I guess he wasn't as upset with me as I suspected, since it took him six throws to finally get me into the water.
Of course, now that he's had the opportunity to take out his frustrations once, it seems he thinks he can continue with his new-found independence.
We were sitting with a friend at a local establishment the other night when he looked across the table and informed me -- in no uncertain terms -- "You need to do something about your roots."
It didn't take me long to recover from the statement and quickly reply "Why? Are you feeling threatened? My intelligence is starting to show, isn't it?"
I was visiting with my mom the other day and she told me my son, Shane, had called to tell her he was re-enlisting in the U.S. Coast Guard -- not for the two years he had previously told me about, but for six years -- six very long years.
Don't get me wrong. I'm really proud of him, and I certainly think he's making the right decision, but SIX YEARS?
I was telling some co-workers about the news and tried explaining to them there's nothing wrong with him serving his country another six years, but California is nearly half a world away.
"No," said co-worker Bill. "California's in another universe.
The last time I heard from Shane it was to tell me that he was bringing back a busload of Californians to let me know what they thought of being called clowns. I asked him how big of a bus he needed and whether I could help in getting it chartered.
On a more serious note, I stopped in Cambridge earlier this week to visit with a young man who was back on leave from Iraq.
Spc. Ryan Nickerson, received a 15-day leave to come back and spend some time with his family and friends. Ryan's mom, Beth, sat in on the interview and it made me realize that not only do these young soldiers deserve our support and our prayers, but their families should also be remembered every day.

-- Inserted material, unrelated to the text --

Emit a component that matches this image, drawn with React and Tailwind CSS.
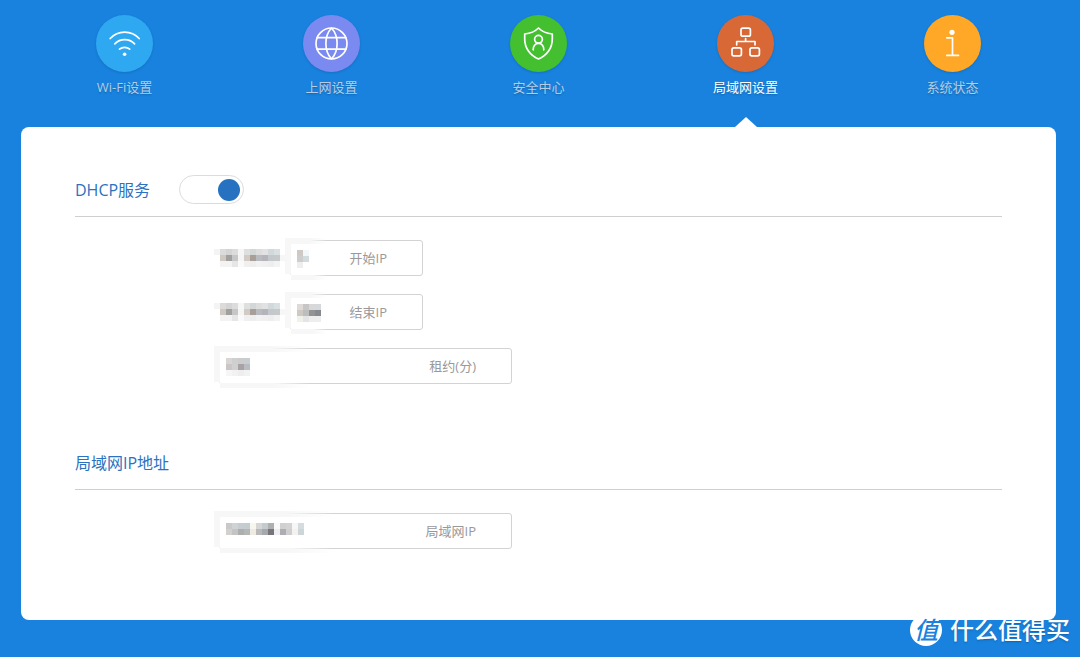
import { useState } from 'react';

const tabs = [
    { id: 'wifi', label: 'Wi-Fi设置', color: 'bg-[#2fa8f2]' },
    { id: 'internet', label: '上网设置', color: 'bg-[#7b8af0]' },
    { id: 'security', label: '安全中心', color: 'bg-[#43bf30]' },
    { id: 'lan', label: '局域网设置', color: 'bg-[#d86836]' },
    { id: 'status', label: '系统状态', color: 'bg-[#ffa726]' },
];

// masked values, one colour per cell
const prefixMask = [
    ['#f4f4f4', '#dddbda', '#d4d4d4', '#dcdcdc', '#f6f6f6', '#dee0e0', '#d3d7d7', '#dddddd', '#e2e2e2', '#d3d8da', '#d8e0e2', '#ffffff'],
    ['#ffffff', '#cfc8c0', '#a0a0a0', '#c6c6c6', '#f5f5f5', '#d2cac4', '#a89f99', '#b8bbbf', '#b4b4ba', '#c4c8cc', '#c6c9c9', '#f6f6f6'],
    ['#ffffff', '#f3f3f3', '#f3f3f3', '#e6e6e6', '#fafafa', '#f0f0f0', '#eeeeee', '#f2f2f2', '#f0f0f0', '#eeeeee', '#f3f3f3', '#ffffff'],
];
const startMask = [
    ['#cfc9c6', '#f2f7f9'],
    ['#cecccc', '#d2dcde'],
    ['#eeeeee', '#ffffff'],
];
const endMask = [
    ['#dedad7', '#c6c6c6', '#d8d8d8', '#d5d9dd'],
    ['#cfc9c3', '#bdbdbd', '#929395', '#868a90'],
    ['#f1f1ec', '#e5e5e5', '#eeeeee', '#eeeeee'],
];
const leaseMask = [
    ['#d9d5d5', '#cfcfcf', '#cccccc', '#c8cdd2'],
    ['#cbc6c6', '#d0d0d0', '#a8a1a5', '#b8bdc4'],
    ['#f6f6f6', '#f2f2f2', '#eeeeee', '#f2f2f2'],
];
const lanMask = [
    ['#c9c9c9', '#cfd3d3', '#c6cdd0', '#c3cccf', '#f8f7ee', '#d6d6d6', '#c3cbce', '#adafb1', '#fafafa', '#d2cfcf', '#d3d3d3', '#f6f6f6', '#d5dcdd'],
    ['#d3d1cd', '#c4c4c4', '#adafaf', '#b5b7b7', '#eeece2', '#b9b9b9', '#a5a9ae', '#77757a', '#eceef0', '#aeadb2', '#cfcfcf', '#f5f1ee', '#ccd6d9'],
];

const TabIcon = ({ id }) => (
    <svg viewBox="0 0 57 57" className="w-full h-full" fill="none" stroke="white" strokeWidth="1.7" strokeLinecap="round" strokeLinejoin="round">
        {id === 'wifi' && (
            <>
                <path d="M14.2 23.5A19.5 19.5 0 0 1 43.2 23.5" />
                <path d="M18.8 28.8A13.8 13.8 0 0 1 38.6 28.8" />
                <path d="M23.5 34.2A7.8 7.8 0 0 1 33.7 34.2" />
                <circle cx="28.6" cy="39.2" r="1.8" fill="white" stroke="none" />
            </>
        )}
        {id === 'internet' && (
            <>
                <circle cx="28.5" cy="28.5" r="15.5" />
                <path d="M28.5 13C21 21 21 36 28.5 44C36 36 36 21 28.5 13Z" />
                <path d="M14.2 22.6H42.8M14.2 34.2H42.8" />
            </>
        )}
        {id === 'security' && (
            <>
                <path d="M28.5 13C25 16.5 19.5 18.5 14.7 19V24C14.7 33 20 40.5 28.5 44C37 40.5 42.3 33 42.3 24V19C37.5 18.5 32 16.5 28.5 13Z" />
                <circle cx="28.5" cy="24.3" r="3.9" />
                <path d="M23.2 34.8C23 31 25.2 28.4 28.5 28.4S34 31 33.8 34.8" />
            </>
        )}
        {id === 'lan' && (
            <>
                <rect x="24" y="13.2" width="9.4" height="8" rx="1.8" />
                <rect x="15" y="32.8" width="9.4" height="8" rx="1.8" />
                <rect x="33" y="32.8" width="9.4" height="8" rx="1.8" />
                <path d="M28.6 23.5V26.5M19.7 29.8V26.5H38V29.8" />
            </>
        )}
        {id === 'status' && (
            <>
                <circle cx="28" cy="17.3" r="2.6" fill="white" stroke="none" />
                <path d="M22.8 22.8H28.5V40.4M22.8 40.4H34.5" />
            </>
        )}
    </svg>
);

const Cells = ({ rows, x = 0, y = 0 }) =>
    rows.map((row, r) =>
        row.map((fill, c) => (
            <rect key={`${r}-${c}`} x={x + c * 6} y={y + r * 6} width="6" height="6" fill={fill} shapeRendering="crispEdges" />
        ))
    );

// covers the left end of a field and fades out to the right
const FieldMask = ({ id, rows, width }) => (
    <svg width={width} height="42" className="absolute -left-1.5 -top-[3px] pointer-events-none" aria-hidden="true">
        <defs>
            <linearGradient id={`${id}-halo`}>
                <stop offset="0.6" stopColor="#f7f7f7" />
                <stop offset="1" stopColor="#f7f7f7" stopOpacity="0" />
            </linearGradient>
        </defs>
        <rect width={width} height="36" fill={`url(#${id}-halo)`} />
        <rect x="6" y="36" width={width - 6} height="6" fill={`url(#${id}-halo)`} />
        <rect x="6" y="6" width={width - 6} height="31" fill="white" />
        <Cells rows={rows} x={12} y={12} />
    </svg>
);

const Field = ({ id, label, rows, maskWidth, className }) => (
    <div className={`relative flex items-center h-9 border border-[#d3d3d3] rounded-[3px] ${className}`}>
        <input id={id} type="text" className="flex-1 min-w-0 h-full pl-2 bg-transparent outline-none text-[13px]" />
        <FieldMask id={id} rows={rows} width={maskWidth} />
        <label htmlFor={id} className="pr-[35px] text-[13px] leading-5 text-[#999]">{label}</label>
    </div>
);

const Prefix = () => (
    <svg width="72" height="18" className="mr-1 shrink-0" aria-hidden="true">
        <Cells rows={prefixMask} />
    </svg>
);

const App = () => {
    const [active, setActive] = useState('lan');
    const [dhcp, setDhcp] = useState(true);

    return (
        <div className="relative min-h-screen bg-[#1882de] pl-[21px] pr-6 pb-[37px] font-['Open_Sans','Noto_Sans_CJK_SC',sans-serif]">
            <nav className="grid grid-cols-5">
                {tabs.map((tab) => (
                    <button
                        key={tab.id}
                        type="button"
                        onClick={() => setActive(tab.id)}
                        className="relative flex flex-col items-center pt-[15px] pb-[30px]"
                    >
                        <span className={`w-[57px] h-[57px] rounded-full shadow-sm ${tab.color}`}>
                            <TabIcon id={tab.id} />
                        </span>
                        <span className={`mt-[5px] text-[13px] leading-5 text-shadow-sm ${active === tab.id ? 'text-white' : 'text-[#b4cde4]'}`}>
                            {tab.label}
                        </span>
                        {active === tab.id && (
                            <svg width="22" height="10" viewBox="0 0 22 10" className="absolute bottom-0" aria-hidden="true">
                                <path d="M0 10L11 0L22 10Z" fill="white" />
                            </svg>
                        )}
                    </button>
                ))}
            </nav>

            <main className="bg-white rounded-lg px-[54px] pt-9 pb-[71px]">
                <section>
                    <div className="flex items-center h-[54px] border-b border-[#cfcfcf]">
                        <label htmlFor="dhcp" className="text-base text-[#2b72c0]">DHCP服务</label>
                        <input
                            id="dhcp"
                            type="checkbox"
                            checked={dhcp}
                            onChange={(e) => setDhcp(e.target.checked)}
                            className="ml-[29px] flex items-center appearance-none w-[65px] h-[29px] px-[3px] rounded-full border border-[#dcdcdc] before:block before:w-[22px] before:h-[22px] before:rounded-full before:bg-[#bbb] checked:justify-end checked:before:bg-[#2672c0]"
                        />
                    </div>
                    <div className="flex flex-col gap-[18px] pt-[23px]">
                        <div className="flex items-center pl-[139px]">
                            <Prefix />
                            <Field id="start-ip" label="开始IP" rows={startMask} maskWidth={42} className="w-[133px]" />
                        </div>
                        <div className="flex items-center pl-[139px]">
                            <Prefix />
                            <Field id="end-ip" label="结束IP" rows={endMask} maskWidth={42} className="w-[133px]" />
                        </div>
                        <div className="pl-36">
                            <Field id="lease" label="租约(分)" rows={leaseMask} maskWidth={96} className="w-[293px]" />
                        </div>
                    </div>
                </section>

                <section className="pt-[52px]">
                    <div className="flex items-center h-[54px] border-b border-[#cfcfcf]">
                        <h2 className="text-base text-[#2b72c0]">局域网IP地址</h2>
                    </div>
                    <div className="pt-[23px] pl-36">
                        <Field id="lan-ip" label="局域网IP" rows={lanMask} maskWidth={120} className="w-[293px]" />
                    </div>
                </section>
            </main>

            <div className="absolute right-2.5 bottom-[11px] flex items-center gap-2 text-white">
                <span className="flex items-center justify-center w-8 h-8 rounded-full bg-white text-[#1882de] text-2xl leading-8 italic font-medium">值</span>
                <span className="text-2xl leading-8 font-medium text-shadow-sm">什么值得买</span>
            </div>
        </div>
    );
};

export default App;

It can't be an easy task to send your child to a far away country.
While I was in Cambridge, I stopped to visit the grave of my sister who died of breast cancer Sept. 28, 1997. When we took her to her final resting place, her's was the only grave in the newly developed part of the cemetery. Today her grave lays among many. Her headstone is a simple piece of granite with the words "Our Star" carved on the back and the briefest description of her life. "Linda Banzhaf Thompson," it reads. "June 11, 1958 -- September 28, 1996. Thank you for all your love." The grave is always decorated with flowers of the season by my loving parents.
Even after six years the tears start to flow as I think of the influence she had on my life. Her life was my inspiration and the last oath she asked me to take is what has brought me to where I am today.
October is National Breast Cancer Awareness Month. I encourage women of all ages to go to their doctors, conduct monthly breast self-exams and educate themselves on the risks of breast cancer. It can happen to anyone. It happened to Linda. She was 38.